Dive Brief:
- A Fiscal FactCheck report released this week finds presidential candidate Sen. Bernie Sanders' proposed offsets for a single-payer healthcare program would cover only about three-quarters of his estimated cost, which would result in a $3 trillion shortfall over 10 years.
- It adds the plan would also raise the top tax rate beyond the point at which some economists think it would continue generating revenue because it could discourage the pursuit of high earning and slow economic growth.
- The report notes another new analysis by Emory University health economist Kenneth Thorpe estimates an even higher price for the program, leaving it $14 trillion short.
Dive Insight:
The analyses ultimately conclude Sanders' single-payer plan is implausible. Meanwhile, Sanders' campaign had disputed Thorpe’s report and called it a “complete hatchet job."

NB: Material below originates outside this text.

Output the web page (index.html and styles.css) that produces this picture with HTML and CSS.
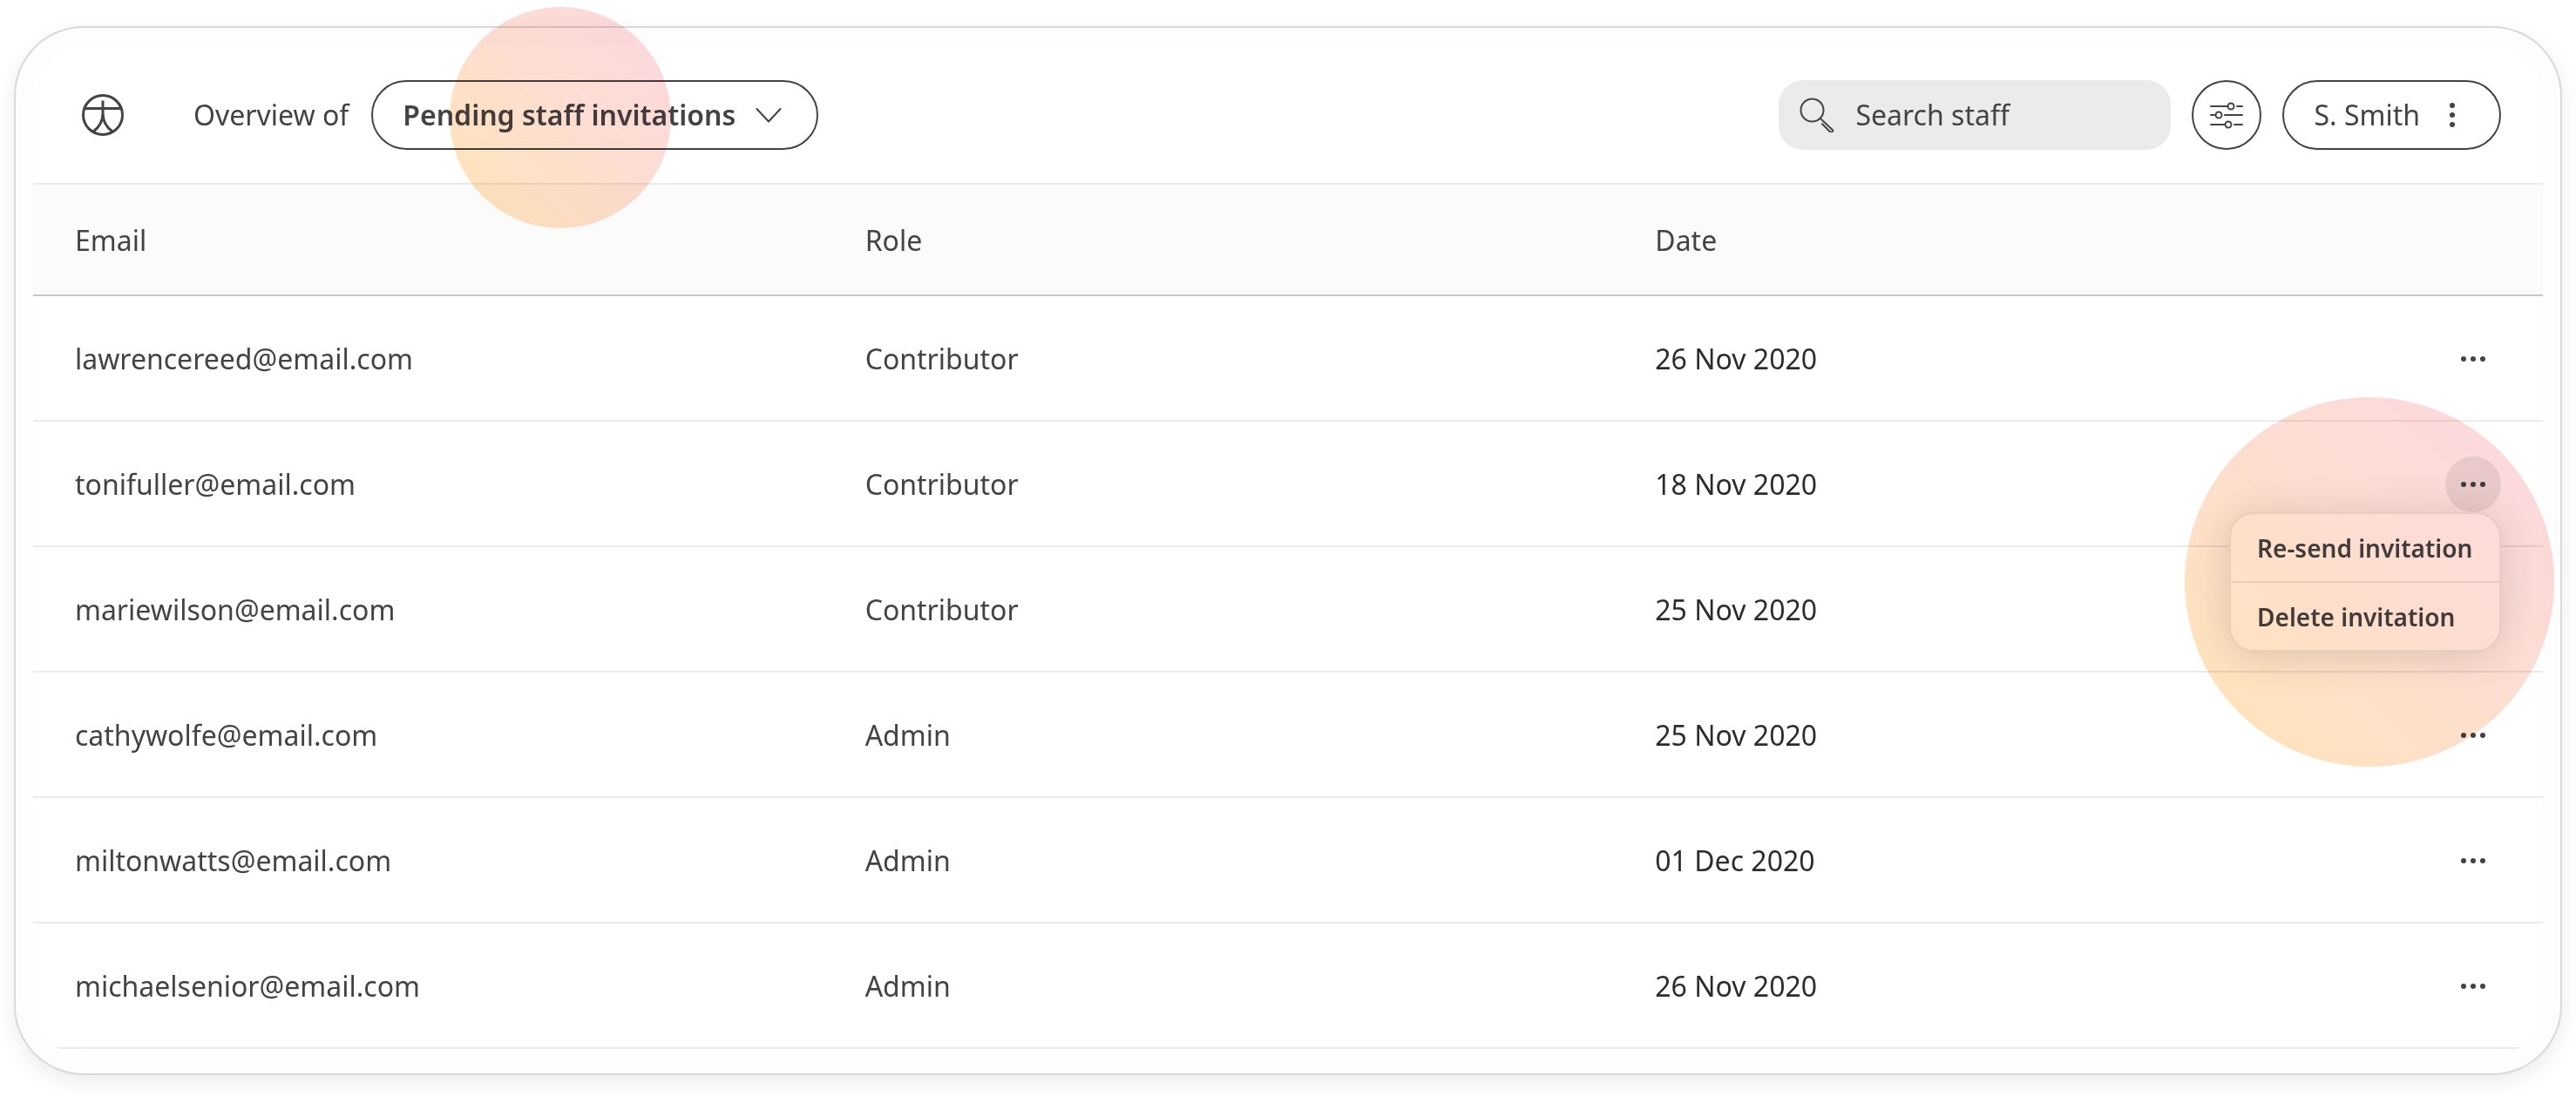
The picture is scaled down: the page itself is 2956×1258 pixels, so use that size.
FILE: index.html
```html
<!DOCTYPE html>
<html lang="en">
<head>
<meta charset="utf-8">
<title>Pending staff invitations</title>
<link rel="stylesheet" href="styles.css">
</head>
<body>
<main class="card">
  <div class="panel">
    <header class="toolbar">
      <a class="logo" href="#" aria-label="Home">
        <svg width="48" height="48" viewBox="0 0 48 48" fill="none" stroke="currentColor" stroke-width="3">
          <circle cx="24" cy="24" r="22.5"/>
          <path d="M3 16.500H45M24 7.500V22C24 30 20.500 37.500 13 43M24 22C24 30 27.500 37.500 35 43"/>
        </svg>
      </a>
      <span class="overview">Overview of</span>
      <button class="pill view-picker" type="button" aria-haspopup="listbox">
        Pending staff invitations
        <svg width="30" height="20" viewBox="0 0 30 20" fill="none" stroke="currentColor" stroke-width="2" stroke-linecap="round" stroke-linejoin="round"><path d="M1.500 3L15 17.500 28.500 3"/></svg>
      </button>
      <div class="tools">
        <label class="search">
          <svg width="40" height="40" viewBox="0 0 40 40" fill="none" stroke="currentColor" stroke-width="2" stroke-linecap="round" stroke-linejoin="round">
            <circle cx="14.500" cy="14.500" r="13"/>
            <path d="M23.700 23.700L38 37.200Q38.700 38.200 37.800 39L37 39.600Q35.800 40 35 39.200L26 30.300"/>
          </svg>
          <input class="search-input" type="search" placeholder="Search staff" aria-label="Search staff">
        </label>
        <button class="pill filter" type="button" aria-label="Filter">
          <svg width="40" height="32" viewBox="0 0 40 32" fill="none" stroke="currentColor" stroke-width="2" stroke-linecap="round">
            <path d="M2 6H21M32 6H38M2 16H6M18 16H38M2 27H18M29 27H38"/>
            <circle cx="25" cy="6" r="3.500"/><circle cx="11" cy="16" r="3.500"/><circle cx="22" cy="27" r="3.500"/>
          </svg>
        </button>
        <button class="pill account" type="button" aria-haspopup="menu">
          S. Smith
          <svg width="8" height="30" viewBox="0 0 8 30" fill="currentColor"><circle cx="4" cy="4" r="3"/><circle cx="4" cy="15" r="3"/><circle cx="4" cy="26" r="3"/></svg>
        </button>
      </div>
    </header>
    <table class="invites">
      <colgroup><col><col><col><col class="col-actions"></colgroup>
      <thead>
        <tr><th scope="col">Email</th><th scope="col">Role</th><th scope="col">Date</th><td></td></tr>
      </thead>
      <tbody>
        <tr><td>lawrencereed@email.com</td><td>Contributor</td><td class="date">26 Nov 2020</td><td><button class="more" type="button" aria-label="Actions"><svg width="30" height="8" viewBox="0 0 30 8" fill="currentColor"><circle cx="4" cy="4" r="3"/><circle cx="15" cy="4" r="3"/><circle cx="26" cy="4" r="3"/></svg></button></td></tr>
        <tr><td>tonifuller@email.com</td><td>Contributor</td><td class="date">18 Nov 2020</td><td>
          <div class="more-wrap">
            <button class="more more-open" type="button" aria-label="Actions" aria-expanded="true"><svg width="30" height="8" viewBox="0 0 30 8" fill="currentColor"><circle cx="4" cy="4" r="3"/><circle cx="15" cy="4" r="3"/><circle cx="26" cy="4" r="3"/></svg></button>
            <div class="menu" role="menu">
              <button class="menu-item" type="button" role="menuitem">Re-send invitation</button>
              <button class="menu-item" type="button" role="menuitem">Delete invitation</button>
            </div>
          </div>
        </td></tr>
        <tr><td>mariewilson@email.com</td><td>Contributor</td><td class="date">25 Nov 2020</td><td></td></tr>
        <tr><td>cathywolfe@email.com</td><td>Admin</td><td class="date">25 Nov 2020</td><td><button class="more" type="button" aria-label="Actions"><svg width="30" height="8" viewBox="0 0 30 8" fill="currentColor"><circle cx="4" cy="4" r="3"/><circle cx="15" cy="4" r="3"/><circle cx="26" cy="4" r="3"/></svg></button></td></tr>
        <tr><td>miltonwatts@email.com</td><td>Admin</td><td class="date">01 Dec 2020</td><td><button class="more" type="button" aria-label="Actions"><svg width="30" height="8" viewBox="0 0 30 8" fill="currentColor"><circle cx="4" cy="4" r="3"/><circle cx="15" cy="4" r="3"/><circle cx="26" cy="4" r="3"/></svg></button></td></tr>
        <tr><td>michaelsenior@email.com</td><td>Admin</td><td class="date">26 Nov 2020</td><td><button class="more" type="button" aria-label="Actions"><svg width="30" height="8" viewBox="0 0 30 8" fill="currentColor"><circle cx="4" cy="4" r="3"/><circle cx="15" cy="4" r="3"/><circle cx="26" cy="4" r="3"/></svg></button></td></tr>
      </tbody>
    </table>
  </div>
  <div class="spot spot-view"></div>
  <div class="spot spot-menu"></div>
</main>
</body>
</html>
```
FILE: styles.css
```css
* { box-sizing: border-box; }

body {
  margin: 0;
  padding: 30px 16px 24px;
  background: #fff;
  color: #434347;
  font: 32px/44px "Noto Sans", sans-serif;
}

button, input { font: inherit; color: inherit; margin: 0; }
button { padding: 0; border: 0; background: none; cursor: pointer; }
svg { display: block; flex: none; }

.card {
  position: relative;
  padding: 20px;
  border: 2px solid #d9d9d9;
  border-radius: 80px;
  background: #fdfdfd;
  box-shadow: 0 8px 24px rgba(0, 0, 0, 0.08);
}

.panel {
  padding-bottom: 8px;
  border-radius: 60px;
  background: #fff;
  overflow: hidden;
}

.toolbar {
  display: flex;
  align-items: center;
  padding: 40px 48px 38px 56px;
  border-bottom: 2px solid #ebebeb;
}

.logo { color: inherit; margin-right: 80px; }
.overview { margin-right: 26px; }

.pill {
  display: flex;
  align-items: center;
  height: 80px;
  border: 2px solid #434347;
  border-radius: 40px;
  white-space: nowrap;
}

.view-picker {
  gap: 23px;
  padding: 0 40px 0 34px;
  font-weight: 600;
}

.tools {
  display: flex;
  gap: 24px;
  margin-left: auto;
}

.search {
  display: flex;
  align-items: center;
  gap: 24px;
  width: 450px;
  height: 80px;
  padding: 0 24px;
  border-radius: 28px;
  background: #ebebeb;
}

.search-input {
  flex: 1;
  min-width: 0;
  padding: 0;
  border: 0;
  outline: 0;
  background: none;
}

.search-input::placeholder { color: inherit; opacity: 1; }

.filter { width: 80px; justify-content: center; }

.account {
  gap: 33px;
  padding: 0 50px 0 34px;
}

.invites {
  width: 100%;
  table-layout: fixed;
  border-collapse: separate;
  border-spacing: 0;
}

.col-actions { width: 160px; }

.invites th, .invites td {
  padding: 2px 0 0 48px;
  text-align: left;
  font-weight: 400;
}

.invites thead th, .invites thead td {
  height: 128px;
  border-bottom: 2px solid #c7c7cd;
  background: #fbfbfb;
}

.invites tbody td {
  height: 144px;
  border-bottom: 2px solid #ebebeb;
}

.invites .date { color: #2c2c30; }

.more-wrap { position: relative; width: 64px; }

.more {
  display: flex;
  align-items: center;
  justify-content: center;
  width: 64px;
  height: 64px;
  border-radius: 50%;
}

.more-open { background: #ebebeb; }

.menu {
  position: absolute;
  top: 100%;
  right: 0;
  z-index: 1;
  width: 312px;
  border: 2px solid #ebebeb;
  border-radius: 28px;
  background: #fff;
  box-shadow: 0 4px 48px rgba(0, 0, 0, 0.14);
}

.menu-item {
  display: block;
  width: 100%;
  height: 77px;
  padding-left: 30px;
  font-size: 28px;
  font-weight: 600;
  text-align: left;
}

.menu-item + .menu-item { height: 79px; border-top: 2px solid #ebebeb; }

/* Tinted highlights that call out parts of the screen */
.spot {
  position: absolute;
  z-index: 2;
  border-radius: 50%;
  background: linear-gradient(225deg, #fcd9dc 14%, #fdddd3 42%, #ffe3bd 86%);
  mix-blend-mode: multiply;
  pointer-events: none;
}

.spot-view { left: 498px; top: -24px; width: 254px; height: 254px; }
.spot-menu { right: 7px; top: 424px; width: 424px; height: 424px; }
```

These analyses differ from that produced by economist Gerald Friedman of the University of Massachusetts Amherst, for Sanders' campaign because they each make different assumptions, the Huffington Post notes.
The Fiscal Factcheck report argues Friedman underestimated the cost and overstated the revenue that would be raised by Sanders' plan. "We look forward to hearing more details about the healthcare side of the plan and hope that he will adjust his policies so that the plan doesn’t add to the deficit," it concludes.